Olaf's forces could not make headway against the troops guarding the small land bridge, and he asked Byrhtnoth to allow his warriors onto the shore. Byrhtnoth, in a moment of "ofermode," allowed the full complement of Norse onto shore for the battle. The Vikings made short work of the Saxons, killing Byrhtnoth early in the battle, after which many Saxons fled.

There is some discussion about the meaning of "ofermode." Most basically, it means "over heart," and it could mean either "pride" or "excess of courage." One argument is that the poem was written to celebrate Byrhtnoth's actions and goad others into heroic action, and Byrhtnoth's action is out of "heroic spirit." Another argument is that the poem is an elegy on a terrible loss and that the monastic author pinpoints the cause of the defeat in the commander's sin of pride.

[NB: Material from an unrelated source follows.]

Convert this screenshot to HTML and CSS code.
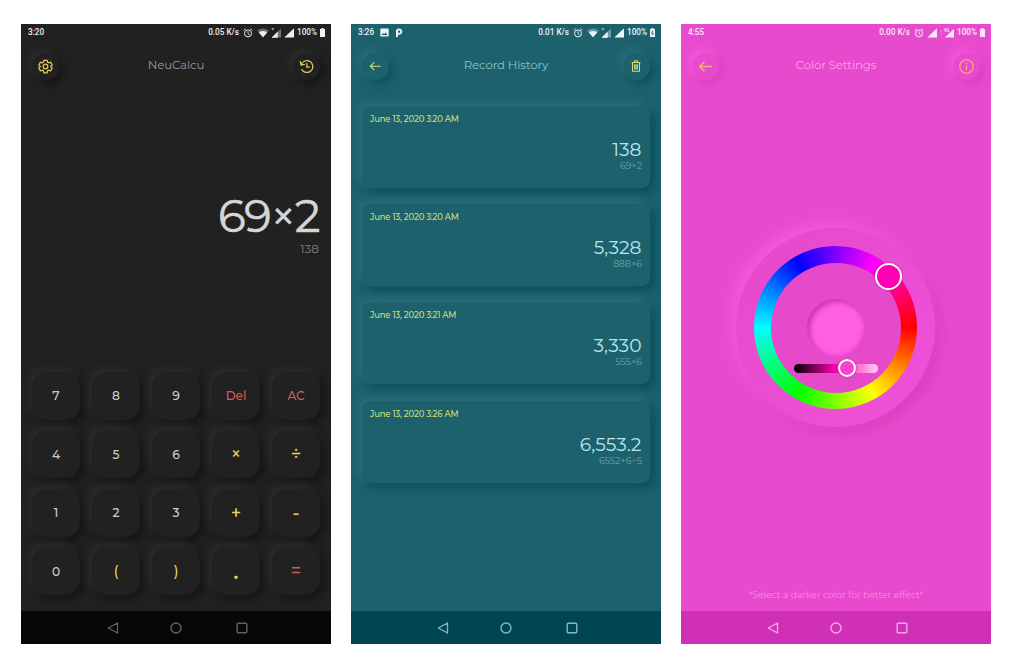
FILE: index.html
```html
<!DOCTYPE html>
<html lang="en">
<head>
<meta charset="utf-8">
<title>NeuCalcu</title>
<link rel="stylesheet" href="styles.css">
</head>
<body>
<svg class="defs" aria-hidden="true">
  <symbol id="alarm" viewBox="0 0 10 10"><g fill="none" stroke="currentColor"><circle cx="5" cy="5.4" r="3.5" stroke-width="1"/><path d="M.6 2.3 2.7.6M9.4 2.3 7.3.6M5 3.3v2.4l1.6 1" stroke-width=".9"/></g></symbol>
  <symbol id="wifi" viewBox="0 0 12 10"><path d="M0 2.5Q6-1.5 12 2.5L6 9.5z" fill="currentColor" opacity=".35"/><path d="M1.8 4.4Q6 1.5 10.2 4.4L6 9.3z" fill="currentColor"/></symbol>
  <symbol id="signal" viewBox="0 0 10 10"><path d="M10 .2V9.5H.3z" fill="currentColor"/></symbol>
  <symbol id="weak" viewBox="0 0 10 10"><path d="M10 .5V9.5H1z" fill="currentColor" opacity=".4"/><path d="M6.4 4.2V9.5H1zM.8 0l2 2m0-2-2 2" fill="currentColor" stroke="currentColor" stroke-width=".6"/></symbol>
  <symbol id="battery" viewBox="0 0 5 9"><path d="M1.4 0h2.2v1H5v8H0V1h1.4z" fill="currentColor"/></symbol>
  <symbol id="back" viewBox="0 0 14 14"><path d="M13 7H1.5M6 2.6 1.5 7 6 11.4" fill="none" stroke="currentColor" stroke-width="1.2"/></symbol>
  <symbol id="nav-back" viewBox="0 0 12 12"><path d="M10.5 1v10L1.3 6z" fill="none" stroke="currentColor" stroke-width="1.3" stroke-linejoin="round"/></symbol>
  <symbol id="nav-home" viewBox="0 0 12 12"><circle cx="6" cy="6" r="5" fill="none" stroke="currentColor" stroke-width="1.4"/></symbol>
  <symbol id="nav-apps" viewBox="0 0 12 12"><rect x="1.2" y="1.2" width="9.6" height="9.6" rx="1" fill="none" stroke="currentColor" stroke-width="1.4"/></symbol>
</svg>
<main class="gallery">
  <section class="phone dark">
    <div class="status">
      <span class="clock">3:20</span>
      <span class="rate">0.05 K/s</span>
      <svg class="i-alarm"><use href="#alarm"/></svg><svg class="i-wifi"><use href="#wifi"/></svg><svg class="i-weak"><use href="#weak"/></svg><svg class="i-signal"><use href="#signal"/></svg>
      <span class="percent">100%</span><svg class="i-battery"><use href="#battery"/></svg>
    </div>
    <header class="bar">
      <button class="round"><svg width="15" height="15" viewBox="0 0 24 24" fill="none" stroke="currentColor" stroke-width="2" stroke-linejoin="round"><path d="M9.4 2h5.2l.7 3.1 1.7 1 3.1-1 2.6 4.5-2.4 2.2v.4l2.4 2.2-2.6 4.5-3.1-1-1.7 1-.7 3.1H9.4l-.7-3.1-1.7-1-3.1 1-2.6-4.5 2.4-2.2v-.4L1.3 9.6l2.6-4.5 3.1 1 1.7-1z"/><circle cx="12" cy="12" r="3.7"/></svg></button>
      <h1>NeuCalcu</h1>
      <button class="round"><svg width="15" height="15" viewBox="0 0 24 24" fill="none" stroke="currentColor" stroke-width="2"><path d="M3.5 9.5A9.5 9.5 0 1 1 4 16M2 3.5l1.3 6.3 6-1.3M12.5 6.5v6.5h5"/></svg></button>
    </header>
    <div class="display"><div class="expression">69×2</div><div class="result">138</div></div>
    <div class="keys">
      <button>7</button><button>8</button><button>9</button><button class="red">Del</button><button class="red">AC</button>
      <button>4</button><button>5</button><button>6</button><button class="op">×</button><button class="op">÷</button>
      <button>1</button><button>2</button><button>3</button><button class="op">+</button><button class="op">-</button>
      <button>0</button><button class="paren">(</button><button class="paren">)</button><button class="op dot">.</button><button class="op red">=</button>
    </div>
    <nav class="nav"><svg><use href="#nav-back"/></svg><svg><use href="#nav-home"/></svg><svg><use href="#nav-apps"/></svg></nav>
  </section>

  <section class="phone teal">
    <div class="status">
      <span class="clock">3:26</span>
      <svg class="i-photo" viewBox="0 0 9 9"><path fill-rule="evenodd" d="M1 .5h7q.7 0 .7.7v6.6q0 .7-.7.7H1q-.7 0-.7-.7V1.2Q.3.5 1 .5zM1.5 7h6L5.6 4.5 4.2 6.2 3.2 5z" fill="currentColor"/></svg>
      <svg class="i-app" viewBox="0 0 8 10"><path d="M2 2.5v5.8M1.9 3.800a2.200 2.200 0 1 1 2.200 2H2" fill="none" stroke="currentColor" stroke-width="2" stroke-linecap="round"/></svg>
      <span class="rate">0.01 K/s</span>
      <svg class="i-alarm"><use href="#alarm"/></svg><svg class="i-wifi"><use href="#wifi"/></svg><svg class="i-weak"><use href="#weak"/></svg><svg class="i-signal"><use href="#signal"/></svg>
      <span class="percent">100%</span><svg class="i-battery" viewBox="0 0 5 9"><path d="M1.4 0h2.2v1H5v8H0V1h1.4z" fill="currentColor"/><path d="M3 2.5 1.5 5.2h2L2 7.5" fill="none" stroke="#1c616c" stroke-width=".8"/></svg>
    </div>
    <header class="bar">
      <button class="round"><svg width="12.5" height="12.5"><use href="#back"/></svg></button>
      <h1>Record History</h1>
      <button class="round"><svg width="10" height="12" viewBox="0 0 10 12" fill="none" stroke="currentColor"><path d="M.5 2.5h9M3.5 2.3V.8h3v1.500M1.500 2.500v8.700h7V2.500M3.600 4.200v5.300M5 4.200v5.300M6.400 4.200v5.300" stroke-width="1.050"/></svg></button>
    </header>
    <div class="records">
      <article><time>June 13, 2020 3:20 AM</time><strong>138</strong><small>69×2</small></article>
      <article><time>June 13, 2020 3:20 AM</time><strong>5,328</strong><small>888×6</small></article>
      <article><time>June 13, 2020 3:21 AM</time><strong>3,330</strong><small>555×6</small></article>
      <article><time>June 13, 2020 3:26 AM</time><strong>6,553.2</strong><small>6552+6÷5</small></article>
    </div>
    <nav class="nav"><svg><use href="#nav-back"/></svg><svg><use href="#nav-home"/></svg><svg><use href="#nav-apps"/></svg></nav>
  </section>

  <section class="phone pink">
    <div class="status">
      <span class="clock">4:55</span>
      <span class="rate">0.00 K/s</span>
      <svg class="i-alarm"><use href="#alarm"/></svg><svg class="i-first"><use href="#signal"/></svg><svg class="i-lte" viewBox="0 0 14 10"><path d="M14 .8v8.700H4.800z" fill="currentColor"/><path d="M1 2v2M1 5v1.500" stroke="currentColor" stroke-width=".7" opacity=".7"/><text x="3.800" y="3.600" font-size="4.500" fill="currentColor">4G</text></svg>
      <span class="percent">100%</span><svg class="i-battery"><use href="#battery"/></svg>
    </div>
    <header class="bar">
      <button class="round"><svg width="15" height="15"><use href="#back"/></svg></button>
      <h1>Color Settings</h1>
      <button class="round"><svg width="15" height="15" viewBox="0 0 15 15" fill="none" stroke="currentColor"><circle cx="7.500" cy="7.500" r="6.700" stroke-width="1.100"/><path d="M7.500 6.200v5M7.500 3.800v1.200" stroke-width="1.100"/></svg></button>
    </header>
    <div class="picker">
      <div class="disc"><div class="hue"><div class="well"><div class="swatch"></div><div class="slider"><i class="thumb"></i></div></div><i class="hue-thumb"></i></div></div>
    </div>
    <p class="hint">*Select a darker color for better effect*</p>
    <nav class="nav"><svg><use href="#nav-back"/></svg><svg><use href="#nav-home"/></svg><svg><use href="#nav-apps"/></svg></nav>
  </section>
</main>
</body>
</html>
```
FILE: styles.css
```css
* { box-sizing: border-box; }
body { margin: 0; background: #fff; font-family: Montserrat, Inter, sans-serif; }
.defs { display: none; }
.gallery { display: flex; gap: 20px; padding: 24px 21px; }
.phone { display: flex; flex-direction: column; width: 310px; height: 620px; background: var(--bg); overflow: hidden; }
.dark { --bg: #212121; --light: #2b2b2b; --shade: #151515; --accent: #e6c95c; --title: #9a9a9a; --nav: #070707; --nav-icon: #626262; --status: #eee; }
.teal { --bg: #1c616c; --light: #276d78; --shade: #0d505b; --accent: #cfdd76; --title: #8fc0c8; --nav: #004652; --nav-icon: #8ab5bc; --status: #e9f5f7; }
.pink { --bg: #e84acd; --light: #f458dc; --shade: #d740be; --accent: #f8b46e; --title: #f9a2e9; --nav: #d030b5; --nav-icon: #f6a6e7; --status: #fde4f9; }
button { padding: 0; border: 0; background: var(--bg); font: inherit; }

.status { display: flex; align-items: center; height: 17px; padding: 0 6px 0 7px; color: var(--status); font: 500 8.2px/17px Roboto, sans-serif; white-space: nowrap; }
.status svg { flex: none; }
.rate { width: 31px; margin-left: auto; text-align: right; }
.i-alarm { width: 10px; height: 10px; margin-left: 4px; }
.i-wifi { width: 12px; height: 10px; margin-left: 4px; }
.i-weak { width: 10px; height: 10px; margin-left: 2px; }
.i-signal { width: 10px; height: 10px; margin-left: 3px; }
.i-first { width: 10px; height: 10px; margin-left: 3px; }
.i-lte { width: 14px; height: 10px; margin-left: 3px; }
.percent { width: 20px; margin-left: 3px; }
.i-battery { width: 5px; height: 9px; margin-left: 3px; }
.i-photo { width: 9px; height: 9px; margin-left: 6px; }
.i-app { width: 8px; height: 10px; margin-left: 6px; }

.bar { display: flex; align-items: center; justify-content: space-between; height: 28px; margin-top: 11px; padding: 0 11px; }
.bar h1 { height: 28px; margin: 0; color: var(--title); font-size: 11.8px; font-weight: 400; line-height: 27px; letter-spacing: -.15px; }
.round { display: flex; align-items: center; justify-content: center; width: 27px; height: 27px; border-radius: 50%; color: var(--accent); box-shadow: -4px -4px 8px var(--light), 4px 4px 8px var(--shade); }

.nav { display: flex; align-items: center; gap: 51px; height: 33px; margin-top: auto; padding-left: 86px; background: var(--nav); color: var(--nav-icon); }
.nav svg { width: 12px; height: 12px; }
.nav svg:last-child { margin-left: 3px; }

.display { height: 183.5px; margin-top: 108px; padding-right: 12px; text-align: right; }
.expression { height: 51px; color: #d6d6d6; font-size: 45.5px; font-weight: 400; line-height: 55px; letter-spacing: -1.6px; -webkit-text-stroke: .5px #d6d6d6; }
.result { color: #808080; font-size: 12px; line-height: 20px; }
.keys { display: grid; grid-template-columns: repeat(5, 48px); grid-auto-rows: 48px; justify-content: space-between; row-gap: 10.6px; padding: 0 11px; }
.keys button { border-radius: 15px; color: #ccc; font-size: 12.3px; font-weight: 500; box-shadow: -4px -4px 8px var(--light), 4px 4px 8px var(--shade); }
.keys .red { color: #cf5b5b; font-size: 12px; }
.keys .op { font-size: 18px; font-weight: 500; }
.keys .op:not(.red) { color: #ead05f; }
.keys .paren { color: #ead05f; font-size: 14px; }
.keys .dot { padding-top: 2px; font-size: 20px; font-weight: 600; }

.records { display: flex; flex-direction: column; gap: 16.2px; padding: 26px 11px; }
.records article { display: flex; flex-direction: column; height: 82px; padding: 8px 8px 0; border-radius: 8px; background: var(--bg); box-shadow: -5px -5px 8px var(--light), 5px 5px 8px var(--shade); }
.records time { color: #cfdd76; font-size: 8.5px; font-weight: 500; line-height: 11px; letter-spacing: -.2px; }
.records strong { margin-top: 13px; padding-right: .5px; color: #b9e6ee; font-size: 18.7px; font-weight: 400; line-height: 24px; text-align: right; }
.records small { color: #6fa3ac; font-size: 9.3px; line-height: 8px; text-align: right; }

.picker { display: flex; justify-content: center; margin-top: 148px; padding-right: 1px; }
.disc { display: flex; align-items: center; justify-content: center; width: 199px; height: 199px; border-radius: 50%; background: linear-gradient(135deg, #e84acd 20%, #ed50d6 80%); box-shadow: -6px -6px 14px var(--light), 6px 6px 14px var(--shade); }
.hue { position: relative; display: flex; align-items: center; justify-content: center; width: 163px; height: 163px; border-radius: 50%; background: conic-gradient(from 90deg, red, yellow, lime, cyan, blue, magenta, red); }
.well { display: flex; flex-direction: column; align-items: center; width: 130px; height: 130px; padding-top: 36px; border-radius: 50%; background: #e64acb; }
.swatch { width: 57px; height: 57px; border-radius: 50%; background: #ff60e2; box-shadow: inset 3px 3px 5px #cc35b2, inset -1px -1px 4px #f04fd5; }
.slider { position: relative; width: 84px; height: 9px; margin-top: 8px; border-radius: 5px; background: linear-gradient(90deg, #000, #ff00b4 50%, #ffd0f3); }
.thumb { position: absolute; left: 44px; top: -4.5px; width: 18px; height: 18px; border: 2px solid #fff; border-radius: 50%; background: #fa43cc; box-shadow: 0 0 2px #a0288a; }
.hue-thumb { position: absolute; left: 121px; top: 17px; width: 27px; height: 27px; border: 2px solid #fff; border-radius: 50%; background: #ff00b4; box-shadow: 0 0 2px #a0288a; }
.hint { margin: auto 0 8px; color: #f78ee5; font-size: 9.2px; line-height: 16px; text-align: center; }
.hint + .nav { margin-top: 0; }
```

Norse invaders and Norse raiders differed in purpose. The forces engaged by the Anglo-Saxons were raiding, or "vikking." Their goal was to gather loot, rather than to acquire land for settlement. Therefore, had Byrhtnoth's forces kept the Vikings off by guarding the bridge, it is likely that Olaf would have sailed farther up the river or along the coast, and taken another target. As a man with troops and with weapons, it might be that Byrhtnoth had to allow the Vikings ashore to protect others. Also, had the Anglo-Saxons paid off the Vikings, the latter would likely have gone on to other targets. The poem may, therefore, represent the work of what has been termed the "monastic party" in AEthelred's court, which advocated a military response, rather than tribute, to all Norse attacks.